Records
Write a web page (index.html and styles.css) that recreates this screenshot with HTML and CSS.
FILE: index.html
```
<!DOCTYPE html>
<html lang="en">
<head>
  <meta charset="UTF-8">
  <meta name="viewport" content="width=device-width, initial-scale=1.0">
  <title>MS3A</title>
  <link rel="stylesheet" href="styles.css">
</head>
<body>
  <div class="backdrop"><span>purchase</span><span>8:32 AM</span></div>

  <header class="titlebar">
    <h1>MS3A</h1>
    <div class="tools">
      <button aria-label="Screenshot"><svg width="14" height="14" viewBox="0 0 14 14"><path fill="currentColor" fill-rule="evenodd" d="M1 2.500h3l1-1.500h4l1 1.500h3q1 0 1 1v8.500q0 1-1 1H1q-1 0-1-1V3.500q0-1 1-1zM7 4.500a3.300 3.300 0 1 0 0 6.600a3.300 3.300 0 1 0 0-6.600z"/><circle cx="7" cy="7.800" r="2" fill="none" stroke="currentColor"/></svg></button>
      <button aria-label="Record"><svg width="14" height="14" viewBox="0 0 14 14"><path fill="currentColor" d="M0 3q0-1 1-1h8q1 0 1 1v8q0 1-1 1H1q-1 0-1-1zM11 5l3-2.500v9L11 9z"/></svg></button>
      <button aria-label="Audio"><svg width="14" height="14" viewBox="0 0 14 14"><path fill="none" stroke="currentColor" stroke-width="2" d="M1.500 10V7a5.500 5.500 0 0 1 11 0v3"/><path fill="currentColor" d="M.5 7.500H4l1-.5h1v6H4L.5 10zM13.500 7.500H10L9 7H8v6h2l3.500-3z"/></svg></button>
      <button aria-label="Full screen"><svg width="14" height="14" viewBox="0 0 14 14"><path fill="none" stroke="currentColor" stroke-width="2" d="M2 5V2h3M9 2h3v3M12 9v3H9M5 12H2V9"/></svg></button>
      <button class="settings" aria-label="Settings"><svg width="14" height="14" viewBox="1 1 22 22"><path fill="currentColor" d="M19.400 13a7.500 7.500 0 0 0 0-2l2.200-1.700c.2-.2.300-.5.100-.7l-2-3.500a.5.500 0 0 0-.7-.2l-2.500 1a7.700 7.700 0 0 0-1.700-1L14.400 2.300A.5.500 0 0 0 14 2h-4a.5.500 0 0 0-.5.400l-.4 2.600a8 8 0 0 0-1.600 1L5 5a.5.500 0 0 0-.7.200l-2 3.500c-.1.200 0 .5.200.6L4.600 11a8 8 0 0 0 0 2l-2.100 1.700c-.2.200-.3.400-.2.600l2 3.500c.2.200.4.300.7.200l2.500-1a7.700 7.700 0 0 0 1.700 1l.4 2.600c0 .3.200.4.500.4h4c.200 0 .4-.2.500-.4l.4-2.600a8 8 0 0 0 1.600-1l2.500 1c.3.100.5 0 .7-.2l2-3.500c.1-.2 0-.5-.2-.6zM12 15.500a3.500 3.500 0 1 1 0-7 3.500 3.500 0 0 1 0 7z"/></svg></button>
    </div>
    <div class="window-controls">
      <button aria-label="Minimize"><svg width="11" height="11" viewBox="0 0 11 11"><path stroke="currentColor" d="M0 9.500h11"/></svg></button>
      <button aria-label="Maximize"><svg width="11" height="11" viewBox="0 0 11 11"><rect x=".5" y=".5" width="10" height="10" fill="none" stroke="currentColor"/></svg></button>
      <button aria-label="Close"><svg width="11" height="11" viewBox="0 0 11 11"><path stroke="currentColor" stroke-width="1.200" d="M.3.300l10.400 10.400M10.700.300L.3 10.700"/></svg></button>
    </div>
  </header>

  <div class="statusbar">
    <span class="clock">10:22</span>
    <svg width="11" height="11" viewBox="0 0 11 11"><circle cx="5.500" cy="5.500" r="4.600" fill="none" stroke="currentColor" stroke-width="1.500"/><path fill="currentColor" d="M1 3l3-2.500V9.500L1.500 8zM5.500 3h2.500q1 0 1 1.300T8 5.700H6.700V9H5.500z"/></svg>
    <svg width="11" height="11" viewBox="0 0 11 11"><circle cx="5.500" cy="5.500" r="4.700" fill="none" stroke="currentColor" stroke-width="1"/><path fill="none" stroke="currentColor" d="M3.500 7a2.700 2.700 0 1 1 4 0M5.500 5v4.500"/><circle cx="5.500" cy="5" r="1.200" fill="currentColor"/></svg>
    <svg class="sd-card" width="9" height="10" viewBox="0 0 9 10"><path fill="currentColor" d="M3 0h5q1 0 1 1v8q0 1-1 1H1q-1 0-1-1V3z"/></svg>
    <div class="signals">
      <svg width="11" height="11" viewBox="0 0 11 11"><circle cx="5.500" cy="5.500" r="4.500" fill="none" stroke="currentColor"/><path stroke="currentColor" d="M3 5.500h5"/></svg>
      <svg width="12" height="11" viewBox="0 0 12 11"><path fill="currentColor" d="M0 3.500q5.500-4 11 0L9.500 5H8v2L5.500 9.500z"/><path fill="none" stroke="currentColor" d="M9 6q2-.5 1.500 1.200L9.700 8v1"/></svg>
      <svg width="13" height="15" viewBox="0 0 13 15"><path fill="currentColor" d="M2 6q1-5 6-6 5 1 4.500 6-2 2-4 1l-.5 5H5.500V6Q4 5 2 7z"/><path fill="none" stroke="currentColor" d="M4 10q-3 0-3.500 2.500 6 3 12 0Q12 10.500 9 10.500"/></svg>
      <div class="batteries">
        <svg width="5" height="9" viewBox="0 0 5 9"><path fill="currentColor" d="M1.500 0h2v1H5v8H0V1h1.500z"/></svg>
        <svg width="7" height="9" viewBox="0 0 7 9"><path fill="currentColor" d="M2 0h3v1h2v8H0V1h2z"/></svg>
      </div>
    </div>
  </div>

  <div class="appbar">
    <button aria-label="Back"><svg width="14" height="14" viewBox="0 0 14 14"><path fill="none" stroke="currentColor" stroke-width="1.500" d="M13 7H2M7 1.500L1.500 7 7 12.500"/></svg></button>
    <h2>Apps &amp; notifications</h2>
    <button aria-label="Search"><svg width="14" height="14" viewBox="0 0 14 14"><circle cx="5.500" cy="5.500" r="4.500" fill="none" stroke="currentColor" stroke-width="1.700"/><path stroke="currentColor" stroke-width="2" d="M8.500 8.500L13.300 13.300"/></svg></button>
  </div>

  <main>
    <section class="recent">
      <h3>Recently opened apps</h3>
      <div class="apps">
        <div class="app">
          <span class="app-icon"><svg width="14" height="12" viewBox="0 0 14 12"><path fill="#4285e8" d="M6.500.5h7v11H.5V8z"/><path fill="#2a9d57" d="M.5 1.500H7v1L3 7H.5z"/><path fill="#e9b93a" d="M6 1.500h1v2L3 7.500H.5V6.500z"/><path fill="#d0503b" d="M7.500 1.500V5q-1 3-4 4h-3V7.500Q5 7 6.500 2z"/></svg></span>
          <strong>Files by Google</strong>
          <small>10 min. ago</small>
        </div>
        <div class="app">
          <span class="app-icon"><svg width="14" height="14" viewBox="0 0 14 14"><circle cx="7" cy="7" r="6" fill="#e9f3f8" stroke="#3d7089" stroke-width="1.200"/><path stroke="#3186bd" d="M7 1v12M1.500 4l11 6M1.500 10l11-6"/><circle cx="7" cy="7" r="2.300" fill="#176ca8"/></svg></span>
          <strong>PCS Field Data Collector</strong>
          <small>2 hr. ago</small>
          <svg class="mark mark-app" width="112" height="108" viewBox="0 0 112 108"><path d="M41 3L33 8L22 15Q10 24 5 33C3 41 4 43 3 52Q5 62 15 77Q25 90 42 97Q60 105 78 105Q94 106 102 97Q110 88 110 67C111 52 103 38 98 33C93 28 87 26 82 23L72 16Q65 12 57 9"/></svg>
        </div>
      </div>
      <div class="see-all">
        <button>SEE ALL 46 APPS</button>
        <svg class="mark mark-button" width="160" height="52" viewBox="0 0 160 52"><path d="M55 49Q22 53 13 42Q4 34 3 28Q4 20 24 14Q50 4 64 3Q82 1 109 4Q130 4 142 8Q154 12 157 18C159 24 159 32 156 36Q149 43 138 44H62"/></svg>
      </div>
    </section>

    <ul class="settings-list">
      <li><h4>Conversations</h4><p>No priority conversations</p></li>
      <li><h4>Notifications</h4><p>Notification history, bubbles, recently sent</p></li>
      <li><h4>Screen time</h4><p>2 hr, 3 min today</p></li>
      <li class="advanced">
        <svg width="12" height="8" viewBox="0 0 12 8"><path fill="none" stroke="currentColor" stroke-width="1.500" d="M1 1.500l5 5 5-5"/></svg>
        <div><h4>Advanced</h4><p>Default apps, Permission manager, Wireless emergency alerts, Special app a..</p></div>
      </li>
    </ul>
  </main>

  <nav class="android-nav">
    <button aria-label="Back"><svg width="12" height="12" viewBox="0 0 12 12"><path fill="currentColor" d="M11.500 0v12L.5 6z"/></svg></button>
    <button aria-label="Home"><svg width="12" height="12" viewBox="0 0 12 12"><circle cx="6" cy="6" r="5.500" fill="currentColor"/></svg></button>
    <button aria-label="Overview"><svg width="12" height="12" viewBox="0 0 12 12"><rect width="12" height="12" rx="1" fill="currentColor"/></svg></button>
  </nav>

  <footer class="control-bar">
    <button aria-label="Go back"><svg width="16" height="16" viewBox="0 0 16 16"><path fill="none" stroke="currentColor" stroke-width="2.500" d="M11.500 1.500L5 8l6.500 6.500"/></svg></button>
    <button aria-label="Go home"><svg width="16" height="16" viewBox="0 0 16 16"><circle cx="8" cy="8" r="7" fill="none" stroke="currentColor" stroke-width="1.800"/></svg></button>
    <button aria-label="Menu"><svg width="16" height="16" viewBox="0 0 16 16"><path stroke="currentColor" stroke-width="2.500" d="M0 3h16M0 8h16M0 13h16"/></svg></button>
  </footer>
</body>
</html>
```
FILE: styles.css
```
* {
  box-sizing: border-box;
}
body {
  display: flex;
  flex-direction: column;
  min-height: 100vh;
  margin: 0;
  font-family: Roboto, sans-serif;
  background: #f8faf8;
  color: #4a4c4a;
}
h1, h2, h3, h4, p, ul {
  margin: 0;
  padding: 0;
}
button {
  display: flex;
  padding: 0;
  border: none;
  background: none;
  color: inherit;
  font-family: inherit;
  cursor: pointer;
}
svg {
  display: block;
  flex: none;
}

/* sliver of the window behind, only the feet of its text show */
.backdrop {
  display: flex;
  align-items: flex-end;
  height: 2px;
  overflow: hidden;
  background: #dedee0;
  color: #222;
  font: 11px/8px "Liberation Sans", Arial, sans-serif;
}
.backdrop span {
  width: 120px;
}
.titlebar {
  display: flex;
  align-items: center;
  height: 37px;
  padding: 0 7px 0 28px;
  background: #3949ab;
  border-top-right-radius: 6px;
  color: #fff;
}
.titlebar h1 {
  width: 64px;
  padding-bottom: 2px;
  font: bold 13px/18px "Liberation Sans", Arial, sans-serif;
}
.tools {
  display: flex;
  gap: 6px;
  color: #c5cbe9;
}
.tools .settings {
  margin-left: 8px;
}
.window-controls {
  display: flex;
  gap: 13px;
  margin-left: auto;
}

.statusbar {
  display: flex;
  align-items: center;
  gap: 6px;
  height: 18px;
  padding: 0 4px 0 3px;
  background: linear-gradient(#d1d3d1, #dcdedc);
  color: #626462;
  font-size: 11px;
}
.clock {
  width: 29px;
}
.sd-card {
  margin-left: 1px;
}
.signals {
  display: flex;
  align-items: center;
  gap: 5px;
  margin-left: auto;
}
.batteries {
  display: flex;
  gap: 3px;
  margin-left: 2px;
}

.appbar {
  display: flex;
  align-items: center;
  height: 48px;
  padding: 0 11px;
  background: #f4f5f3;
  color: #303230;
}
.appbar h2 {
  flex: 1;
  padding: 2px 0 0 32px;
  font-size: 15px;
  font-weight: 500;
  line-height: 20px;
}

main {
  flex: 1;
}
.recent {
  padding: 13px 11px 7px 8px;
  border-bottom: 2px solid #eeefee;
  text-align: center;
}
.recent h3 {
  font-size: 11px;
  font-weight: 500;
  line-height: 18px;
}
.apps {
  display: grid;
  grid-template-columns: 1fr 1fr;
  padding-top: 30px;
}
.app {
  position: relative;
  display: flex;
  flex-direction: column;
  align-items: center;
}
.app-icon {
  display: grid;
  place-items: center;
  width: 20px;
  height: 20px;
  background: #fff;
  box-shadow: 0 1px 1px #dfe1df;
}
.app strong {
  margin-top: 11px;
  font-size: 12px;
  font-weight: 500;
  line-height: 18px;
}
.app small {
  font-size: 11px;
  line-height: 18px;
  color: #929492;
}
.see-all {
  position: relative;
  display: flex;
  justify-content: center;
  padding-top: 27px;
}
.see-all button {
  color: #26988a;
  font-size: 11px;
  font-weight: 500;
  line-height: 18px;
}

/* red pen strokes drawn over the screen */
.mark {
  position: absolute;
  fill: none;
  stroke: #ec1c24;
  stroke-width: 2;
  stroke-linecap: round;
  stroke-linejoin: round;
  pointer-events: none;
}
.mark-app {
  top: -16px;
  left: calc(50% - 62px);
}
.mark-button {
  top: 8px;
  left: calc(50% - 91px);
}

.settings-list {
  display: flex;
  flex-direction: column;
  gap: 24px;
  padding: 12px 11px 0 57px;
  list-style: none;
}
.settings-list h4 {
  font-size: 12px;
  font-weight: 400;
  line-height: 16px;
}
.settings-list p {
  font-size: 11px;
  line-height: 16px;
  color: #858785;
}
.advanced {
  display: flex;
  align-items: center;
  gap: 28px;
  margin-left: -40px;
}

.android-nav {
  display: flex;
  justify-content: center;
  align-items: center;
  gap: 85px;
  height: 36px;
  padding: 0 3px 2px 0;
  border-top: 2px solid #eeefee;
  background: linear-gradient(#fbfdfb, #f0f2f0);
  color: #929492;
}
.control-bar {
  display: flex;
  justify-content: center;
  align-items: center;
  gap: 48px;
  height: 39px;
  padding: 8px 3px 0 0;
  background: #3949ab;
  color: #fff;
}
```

==

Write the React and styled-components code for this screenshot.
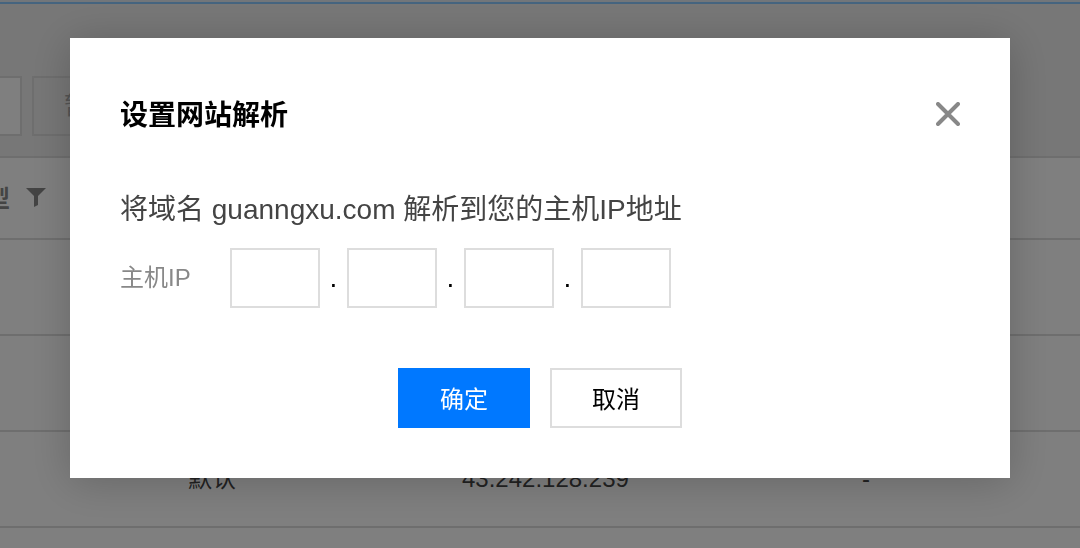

Your goal
Give only the number of lines in the records that contain the string "html".

Right answer
5